On the import side, which offers at least a partial reflection of the state of the domestic economy, imports were up in October, after a decline in September. October imports of $228.96 billion was up from $215.7 billion in March of this year, but down from the $241.5 billion registered in 2014. Similar to the export story, annual imports declined in 2015, and through the first ten months of 2016, imports are down versus the first ten months in both 2015 and 2014.

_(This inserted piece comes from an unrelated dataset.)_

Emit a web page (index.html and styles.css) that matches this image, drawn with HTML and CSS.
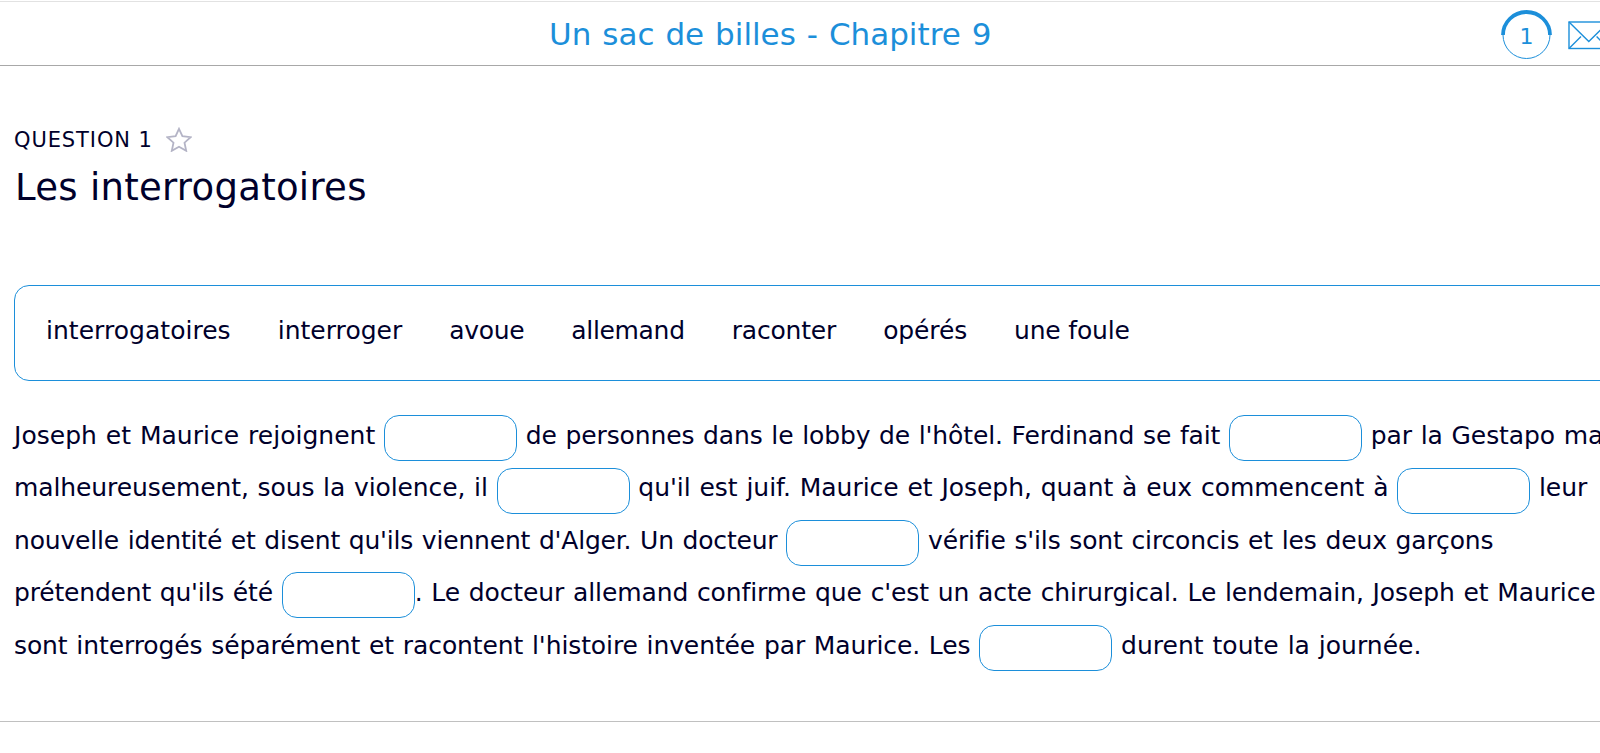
FILE: index.html
```html
<!DOCTYPE html>
<html lang="fr">

<head>
    <meta charset="UTF-8">
    <meta name="viewport" content="width=device-width, initial-scale=1.0">
    <title>Un sac de billes - Chapitre 9</title>
    <link rel="stylesheet" href="styles.css">
</head>

<body>
    <header class="top-bar">
        <h1 class="quiz-title">Un sac de billes - Chapitre 9</h1>
        <div class="tools">
            <div class="progress">
                <svg width="51" height="50" viewBox="0 0 51 50">
                    <circle cx="25.5" cy="25" r="23.5" fill="none" stroke="#1c8fda" stroke-width="1"/>
                    <path d="M2 25a23.5 23 0 0 1 47 0" fill="none" stroke="#1c8fda" stroke-width="3.8"/>
                </svg>
                <span class="progress-number">1</span>
            </div>
            <svg class="mail" width="42" height="29" viewBox="0 0 42 29" fill="none" stroke="#1c8fda" stroke-width="1.4">
                <rect x="1" y="1" width="39.6" height="26.5"/>
                <path d="M1 1l19.8 19.5L40.6 1M1 27.5l12-12M40.6 27.5l-12-12"/>
            </svg>
        </div>
    </header>

    <main class="question">
        <div class="question-label">
            <span>QUESTION 1</span>
            <svg class="star" width="26" height="25" viewBox="0 0 26 25">
                <path d="M13 1.8l3.4 7.4 8.2 1-6.1 5.5 1.7 8.1L13 19.8l-7.2 4 1.7-8.1-6.1-5.5 8.2-1z" fill="none" stroke="#b4b4c6" stroke-width="1.8"/>
            </svg>
        </div>
        <h2 class="question-title">Les interrogatoires</h2>

        <div class="word-bank">
            <span>interrogatoires</span>
            <span>interroger</span>
            <span class="narrow">avoue</span>
            <span class="narrow">allemand</span>
            <span class="snug">raconter</span>
            <span class="tight">opérés</span>
            <span class="snug">une foule</span>
        </div>

        <p class="cloze">
            <span class="normal">Joseph et Maurice rejoignent</span> <span class="blank"></span> <span class="tight">de personnes dans le lobby de l'hôtel. Ferdinand se fait</span> <span class="blank"></span> <span>par la Gestapo ma</span><br>
            <span>malheureusement, sous la violence, il</span> <span class="blank"></span> <span class="loose">qu'il est juif. Maurice et Joseph, quant à eux commencent à</span> <span class="blank"></span> <span>leur</span><br>
            <span class="snug">nouvelle identité et disent qu'ils viennent d'Alger. Un docteur</span> <span class="blank"></span> <span class="tight">vérifie s'ils sont circoncis et les deux garçons</span><br>
            <span class="snug">prétendent qu'ils été</span> <span class="blank"></span><span>. Le docteur allemand confirme que c'est un acte chirurgical. Le lendemain, Joseph et Maurice</span><br>
            <span>sont interrogés séparément et racontent l'histoire inventée par Maurice. Les</span> <span class="blank"></span> <span class="normal">durent toute la journée.</span>
        </p>
    </main>
</body>

</html>
```

FILE: styles.css
```css
* {
    box-sizing: border-box;
}

body {
    margin: 0;
    background-color: #fff;
    color: #00002b;
    font-family: Verdana, 'DejaVu Sans', sans-serif;
    font-variant-ligatures: none;
    overflow: hidden;
}

.top-bar {
    position: relative;
    display: flex;
    align-items: center;
    height: 65px;
    border-top: 1px solid #e2e2e2;
    border-bottom: 1px solid #a8a8a8;
    margin-top: 1px;
}

.quiz-title {
    margin: 0 0 0 549px;
    font-size: 31px;
    font-weight: 400;
    word-spacing: 0.035em;
    color: #1c8fda;
    white-space: nowrap;
}

.tools {
    display: flex;
    align-items: center;
    gap: 16px;
    position: absolute;
    left: 1501px;
    top: 8px;
}

.progress {
    position: relative;
    width: 51px;
    height: 50px;
}

.progress-number {
    position: absolute;
    left: 0;
    top: 0;
    width: 51px;
    line-height: 53px;
    text-align: center;
    font-size: 22px;
    color: #1c8fda;
}

.question {
    height: 656px;
    padding: 60px 0 0 14px;
    border-bottom: 1px solid #c0c0c0;
}

.question-label {
    display: flex;
    align-items: center;
    gap: 13px;
    height: 28px;
    font-size: 21px;
    letter-spacing: 0.9px;
}

.star {
    margin-bottom: 2px;
}

.question-title {
    margin: 9px 0 0 1px;
    font-size: 37px;
    font-weight: 400;
    line-height: 50px;
    letter-spacing: 0.28px;
}

.word-bank {
    display: flex;
    gap: 47px;
    width: 1620px;
    height: 96px;
    margin-top: 72px;
    padding: 30px 31px;
    border: 1px solid #1c8fda;
    border-radius: 15px;
    font-size: 25px;
    letter-spacing: 0.03px;
}

.cloze {
    margin: 29px 0 0;
    font-size: 25px;
    line-height: 52.4px;
    letter-spacing: -0.1px;
    word-spacing: 0.037em;
    white-space: nowrap;
}

.normal {
    letter-spacing: 0.02px;
}

.loose {
    letter-spacing: -0.035px;
}

.tight {
    letter-spacing: -0.13px;
}

.snug {
    letter-spacing: -0.185px;
}

.narrow {
    letter-spacing: -0.33px;
}

.blank {
    display: inline-block;
    width: 133px;
    height: 46px;
    border: 1px solid #1c8fda;
    border-radius: 15px;
    vertical-align: -17.2px;
}
```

This recent decline in trade adds to the negative fallout on the trade front in recent years, including in terms of lost small business exporters. Again, as noted in SBE Council’s Gap Analysis #7: Lost Exports, Lost Small Businesses:

These lost export opportunities have meant a decline in the number of U.S. exporters, and since most exporters are small and medium-size enterprises, we are suffering a noteworthy shortfall or gap in the number of small business exporters. Among total U.S. exporting firms, exporting firms with less than 500 workers, and exporting firms with less than 100 employees, the average annual growth rates were markedly slower during the periods of 2008 to 2014, and 2010 to 2014, compared to 1997 to 2014, and 1997 to 2007.

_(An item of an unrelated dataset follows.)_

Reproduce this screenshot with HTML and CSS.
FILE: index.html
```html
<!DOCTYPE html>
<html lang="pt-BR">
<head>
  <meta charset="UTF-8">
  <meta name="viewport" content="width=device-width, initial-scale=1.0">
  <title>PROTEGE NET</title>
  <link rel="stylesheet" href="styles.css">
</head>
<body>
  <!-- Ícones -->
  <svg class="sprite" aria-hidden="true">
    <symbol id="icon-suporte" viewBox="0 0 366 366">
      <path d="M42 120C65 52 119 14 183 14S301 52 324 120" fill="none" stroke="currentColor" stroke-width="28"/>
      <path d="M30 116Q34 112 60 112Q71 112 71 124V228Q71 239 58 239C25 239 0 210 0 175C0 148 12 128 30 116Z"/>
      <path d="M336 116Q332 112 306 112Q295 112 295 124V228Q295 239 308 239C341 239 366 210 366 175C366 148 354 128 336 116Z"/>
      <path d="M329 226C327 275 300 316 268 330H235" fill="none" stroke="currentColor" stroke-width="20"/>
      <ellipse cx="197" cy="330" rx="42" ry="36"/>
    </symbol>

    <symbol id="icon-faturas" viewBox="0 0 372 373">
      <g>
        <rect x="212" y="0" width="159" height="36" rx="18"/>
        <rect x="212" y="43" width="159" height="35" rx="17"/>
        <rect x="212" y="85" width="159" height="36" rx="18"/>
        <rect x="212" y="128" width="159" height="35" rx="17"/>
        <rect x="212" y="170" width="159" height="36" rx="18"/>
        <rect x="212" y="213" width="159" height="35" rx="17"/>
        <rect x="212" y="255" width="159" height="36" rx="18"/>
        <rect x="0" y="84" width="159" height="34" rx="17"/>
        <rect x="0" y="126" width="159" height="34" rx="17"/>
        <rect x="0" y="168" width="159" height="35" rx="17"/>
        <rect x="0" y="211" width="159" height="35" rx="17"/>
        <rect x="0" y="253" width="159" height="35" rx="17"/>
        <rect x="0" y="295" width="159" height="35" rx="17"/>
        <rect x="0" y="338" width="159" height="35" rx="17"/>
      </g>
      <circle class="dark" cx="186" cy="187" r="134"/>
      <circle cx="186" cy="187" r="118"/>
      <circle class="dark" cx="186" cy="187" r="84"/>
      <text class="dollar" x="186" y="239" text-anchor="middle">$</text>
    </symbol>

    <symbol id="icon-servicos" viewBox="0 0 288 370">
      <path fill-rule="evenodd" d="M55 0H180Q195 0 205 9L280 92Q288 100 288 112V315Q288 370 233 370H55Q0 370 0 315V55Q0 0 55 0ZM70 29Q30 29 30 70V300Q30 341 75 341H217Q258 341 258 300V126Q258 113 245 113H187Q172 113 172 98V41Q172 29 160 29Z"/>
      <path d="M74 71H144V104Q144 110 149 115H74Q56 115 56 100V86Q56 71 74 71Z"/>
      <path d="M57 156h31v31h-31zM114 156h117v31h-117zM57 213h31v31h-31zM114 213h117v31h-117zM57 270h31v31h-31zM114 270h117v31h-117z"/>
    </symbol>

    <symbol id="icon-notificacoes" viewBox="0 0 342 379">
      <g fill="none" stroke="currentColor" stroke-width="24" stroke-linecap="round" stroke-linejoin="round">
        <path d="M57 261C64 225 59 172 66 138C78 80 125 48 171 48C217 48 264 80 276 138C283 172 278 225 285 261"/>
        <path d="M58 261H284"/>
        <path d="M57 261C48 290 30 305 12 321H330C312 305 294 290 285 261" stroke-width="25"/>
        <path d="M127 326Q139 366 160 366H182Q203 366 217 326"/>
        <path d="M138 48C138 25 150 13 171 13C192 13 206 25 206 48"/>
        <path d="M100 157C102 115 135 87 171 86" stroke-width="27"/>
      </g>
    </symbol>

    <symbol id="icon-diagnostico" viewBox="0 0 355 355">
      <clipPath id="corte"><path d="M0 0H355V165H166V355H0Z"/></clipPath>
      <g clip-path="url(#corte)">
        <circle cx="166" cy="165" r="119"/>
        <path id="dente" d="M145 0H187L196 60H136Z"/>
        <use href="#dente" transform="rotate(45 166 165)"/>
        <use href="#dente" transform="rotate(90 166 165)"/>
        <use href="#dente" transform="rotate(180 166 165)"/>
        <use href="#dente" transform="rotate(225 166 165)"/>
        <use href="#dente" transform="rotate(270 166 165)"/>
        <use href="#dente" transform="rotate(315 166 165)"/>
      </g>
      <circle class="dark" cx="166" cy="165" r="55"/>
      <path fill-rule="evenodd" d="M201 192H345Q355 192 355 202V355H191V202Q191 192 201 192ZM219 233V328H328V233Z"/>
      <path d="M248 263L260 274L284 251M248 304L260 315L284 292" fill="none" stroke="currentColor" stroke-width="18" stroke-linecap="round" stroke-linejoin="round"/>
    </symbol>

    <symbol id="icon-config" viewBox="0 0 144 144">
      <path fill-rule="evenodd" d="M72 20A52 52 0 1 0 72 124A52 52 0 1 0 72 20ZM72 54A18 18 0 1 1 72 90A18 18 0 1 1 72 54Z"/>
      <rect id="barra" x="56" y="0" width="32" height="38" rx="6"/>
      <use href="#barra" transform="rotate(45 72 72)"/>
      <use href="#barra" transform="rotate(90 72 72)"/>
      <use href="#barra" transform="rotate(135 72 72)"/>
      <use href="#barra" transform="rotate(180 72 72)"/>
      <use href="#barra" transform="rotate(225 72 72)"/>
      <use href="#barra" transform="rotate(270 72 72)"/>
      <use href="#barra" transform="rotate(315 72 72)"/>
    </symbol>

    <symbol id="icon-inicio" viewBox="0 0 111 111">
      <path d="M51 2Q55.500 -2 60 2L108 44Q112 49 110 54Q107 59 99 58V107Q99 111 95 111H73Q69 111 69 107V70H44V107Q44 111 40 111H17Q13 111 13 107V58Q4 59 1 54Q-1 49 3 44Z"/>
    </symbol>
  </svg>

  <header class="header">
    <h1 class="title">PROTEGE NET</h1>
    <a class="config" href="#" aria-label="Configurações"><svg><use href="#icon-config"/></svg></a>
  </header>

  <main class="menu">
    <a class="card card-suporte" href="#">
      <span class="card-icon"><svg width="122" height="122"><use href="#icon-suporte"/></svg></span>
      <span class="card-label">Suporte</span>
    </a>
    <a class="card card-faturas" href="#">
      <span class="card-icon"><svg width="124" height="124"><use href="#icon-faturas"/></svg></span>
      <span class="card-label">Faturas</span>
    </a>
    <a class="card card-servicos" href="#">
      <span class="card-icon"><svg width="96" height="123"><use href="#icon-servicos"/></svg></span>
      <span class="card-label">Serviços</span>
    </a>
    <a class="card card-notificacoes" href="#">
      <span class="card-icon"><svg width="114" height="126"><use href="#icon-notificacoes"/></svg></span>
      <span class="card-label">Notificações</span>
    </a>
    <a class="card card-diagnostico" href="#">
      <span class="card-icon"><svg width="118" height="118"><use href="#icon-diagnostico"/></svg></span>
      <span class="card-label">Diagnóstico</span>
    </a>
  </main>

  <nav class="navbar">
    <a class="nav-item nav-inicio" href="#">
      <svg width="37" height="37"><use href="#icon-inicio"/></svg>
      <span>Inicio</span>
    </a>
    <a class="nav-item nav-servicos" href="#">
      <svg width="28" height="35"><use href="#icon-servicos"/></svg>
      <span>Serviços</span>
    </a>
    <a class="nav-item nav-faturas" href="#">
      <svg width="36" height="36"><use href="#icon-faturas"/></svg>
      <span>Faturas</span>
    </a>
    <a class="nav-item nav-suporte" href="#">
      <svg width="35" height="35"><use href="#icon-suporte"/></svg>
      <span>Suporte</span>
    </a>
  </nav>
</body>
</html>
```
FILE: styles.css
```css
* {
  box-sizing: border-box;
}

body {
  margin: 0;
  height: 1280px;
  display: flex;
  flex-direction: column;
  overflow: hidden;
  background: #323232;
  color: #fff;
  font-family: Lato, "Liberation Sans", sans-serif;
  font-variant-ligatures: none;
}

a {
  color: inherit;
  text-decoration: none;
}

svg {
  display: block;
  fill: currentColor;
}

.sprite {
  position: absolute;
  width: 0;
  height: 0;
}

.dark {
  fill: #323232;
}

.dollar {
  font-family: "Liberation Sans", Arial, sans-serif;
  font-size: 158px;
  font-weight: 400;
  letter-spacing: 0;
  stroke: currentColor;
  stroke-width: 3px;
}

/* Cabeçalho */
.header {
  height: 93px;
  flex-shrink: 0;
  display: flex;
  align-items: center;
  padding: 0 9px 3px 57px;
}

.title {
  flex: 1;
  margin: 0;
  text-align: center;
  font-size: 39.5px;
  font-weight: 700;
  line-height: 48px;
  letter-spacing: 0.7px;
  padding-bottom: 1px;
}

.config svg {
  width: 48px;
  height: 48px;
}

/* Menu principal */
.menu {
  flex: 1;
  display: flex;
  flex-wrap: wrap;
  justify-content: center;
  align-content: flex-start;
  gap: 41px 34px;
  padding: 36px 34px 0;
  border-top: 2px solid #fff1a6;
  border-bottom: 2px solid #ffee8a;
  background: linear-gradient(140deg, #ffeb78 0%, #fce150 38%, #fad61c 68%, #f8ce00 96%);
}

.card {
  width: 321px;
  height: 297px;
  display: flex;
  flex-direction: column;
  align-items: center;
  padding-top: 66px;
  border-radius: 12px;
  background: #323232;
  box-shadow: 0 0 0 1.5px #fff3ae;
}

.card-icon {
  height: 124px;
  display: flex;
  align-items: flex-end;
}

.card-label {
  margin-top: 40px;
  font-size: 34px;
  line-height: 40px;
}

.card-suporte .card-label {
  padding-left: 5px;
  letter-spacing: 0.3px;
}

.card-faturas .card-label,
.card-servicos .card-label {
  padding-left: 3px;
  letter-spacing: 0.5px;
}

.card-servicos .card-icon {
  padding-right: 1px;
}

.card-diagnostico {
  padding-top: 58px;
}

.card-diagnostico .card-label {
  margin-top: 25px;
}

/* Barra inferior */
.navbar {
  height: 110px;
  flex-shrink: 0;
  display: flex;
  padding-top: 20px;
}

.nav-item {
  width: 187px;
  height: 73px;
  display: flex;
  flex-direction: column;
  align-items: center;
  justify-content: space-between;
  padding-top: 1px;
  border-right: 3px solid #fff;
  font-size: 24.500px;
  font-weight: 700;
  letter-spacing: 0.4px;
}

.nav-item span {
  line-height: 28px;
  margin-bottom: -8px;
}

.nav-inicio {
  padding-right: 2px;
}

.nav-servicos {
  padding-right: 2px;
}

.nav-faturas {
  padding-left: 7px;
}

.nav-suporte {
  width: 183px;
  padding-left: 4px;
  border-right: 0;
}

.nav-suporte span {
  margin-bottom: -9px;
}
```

Indeed, if the average growth rate for 1997 to 2007 had prevailed over the period of 2008 to 2014, there would have been approximately 51,660 more U.S. exporting firms in 2014 than there were.

The same dire trend is found among smaller exporting firms. If the average growth rates for 1997 to 2007 had prevailed over the period of 2008 to 2014, there would have been approximately 48,870 more U.S. exporting firms with fewer than 500 workers in 2014 than there were, and approximately 49,800 more U.S. exporting firms with fewer than 100 workers.

Since these numbers only are updated through 2014, one has to wonder what’s occurred since, given the decline in trade experienced during 2015 and 2016 so far.

Make no mistake, trade matters. As noted in the SBE Council Gap report: “From 2000 to 2015, the growth in real U.S. exports equaled 22.5 percent of the growth in real GDP, and the expansion in real total trade (i.e., exports plus imports) came in at 41.6 percent of real GDP growth.”

While multiple factors are in play here, it’s clear that the U.S. has suffered due to abandoning over the past eight years its traditional role as a global leader advancing free trade. Anti-trade sentiments served up by President-elect Trump on the campaign trail are of concern to businesses of all sizes that compete in global markets. We still don’t know specifically what his actions will be in regard to existing agreements and trade accords under negotiation, and he has recently stated he prefers bilateral trade accords. We do know one thing, however, the U.S. needs to reclaim the leadership mantle on freer trade, and push ahead with efforts to reduce governmental barriers for individuals, entrepreneurs and businesses to trade across borders.